Some new ways to speed RDKit calls up using multiple threads

Let’s take advantage of modern CPUs

February 11, 2024

This is another in a series of blog posts highlighting built-in RDKit support for speeding up some tasks by running multiple threads at once.

Start by reading in a bunch of molecules, multithreaded of course

import rdkit
from rdkit import Chem
filename = '../data/BLSets_actives.txt'
ms = [m for m in Chem.MultithreadedSmilesMolSupplier(filename,numWriterThreads=5) if m is not None]

Generating fingerprints

2023.09.3 release

from rdkit.Chem import rdFingerprintGenerator
fpg = rdFingerprintGenerator.GetMorganGenerator()
%timeit fps=[fpg.GetFingerprint(m) for m in ms]
7.11 s ± 90.7 ms per loop (mean ± std. dev. of 7 runs, 1 loop each)

With the getFingerprints() function we can generate all the fingerprints in a single call. This uses one thread by default and isn’t significantly faster:

%timeit fps=fpg.GetFingerprints(ms)
7.02 s ± 44.3 ms per loop (mean ± std. dev. of 7 runs, 1 loop each)

But we can also use getFingerprints with multiple threads, this does make a difference in run time:

%timeit fps=fpg.GetFingerprints(ms, numThreads=5)
1.56 s ± 33.5 ms per loop (mean ± std. dev. of 7 runs, 1 loop each)

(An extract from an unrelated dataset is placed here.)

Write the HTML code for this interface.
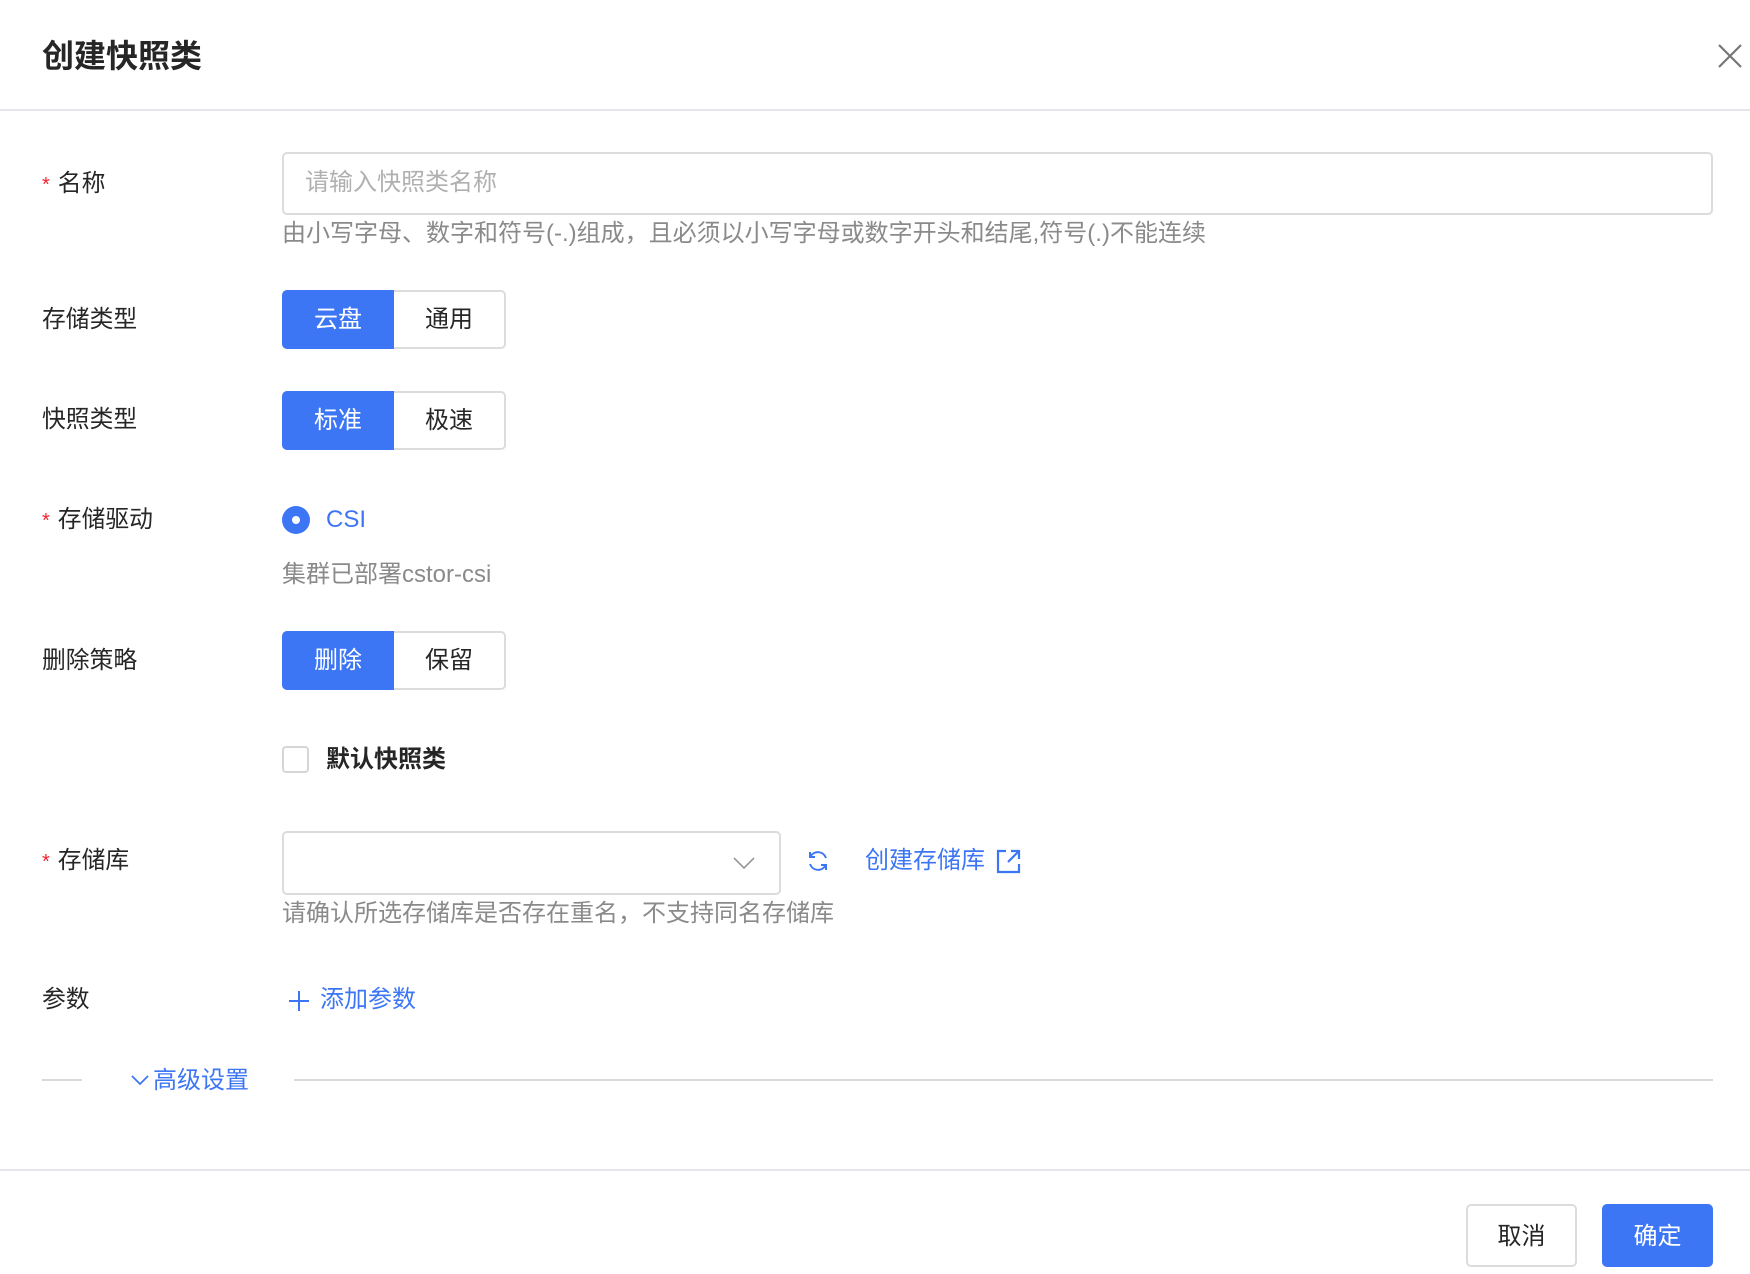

There are three analogous functions for the other fingerprint forms:

  • fpg.GetCountFingerprints(ms)
  • fpg.GetSparseFingerprints(ms)
  • fpg.GetSparseCountFingerprints(ms)

Molecular standardization

2023.09.3 and 2023.09.4 releases

First check whether or not any of the molecules in the data set have multiple fragments:

from collections import Counter
cntr = Counter()
for m in ms:
    frags = Chem.GetMolFrags(m)
    cntr[len(frags)] += 1
Counter({1: 86368, 2: 4662, 3: 530, 4: 56, 5: 47})

Some do… we’ll standardize them by finding the fragment parent:

from rdkit.Chem.MolStandardize import rdMolStandardize

Since we’re going to be modifying the molecules in place we need to make a copy first so that we can do multiple experiments on the same input molecules. This adds a bit of time to the overall experiments, so let’s figure out how much that is:

%timeit cms = [Chem.Mol(m) for m in ms]
1.24 s ± 7.19 ms per loop (mean ± std. dev. of 7 runs, 1 loop each)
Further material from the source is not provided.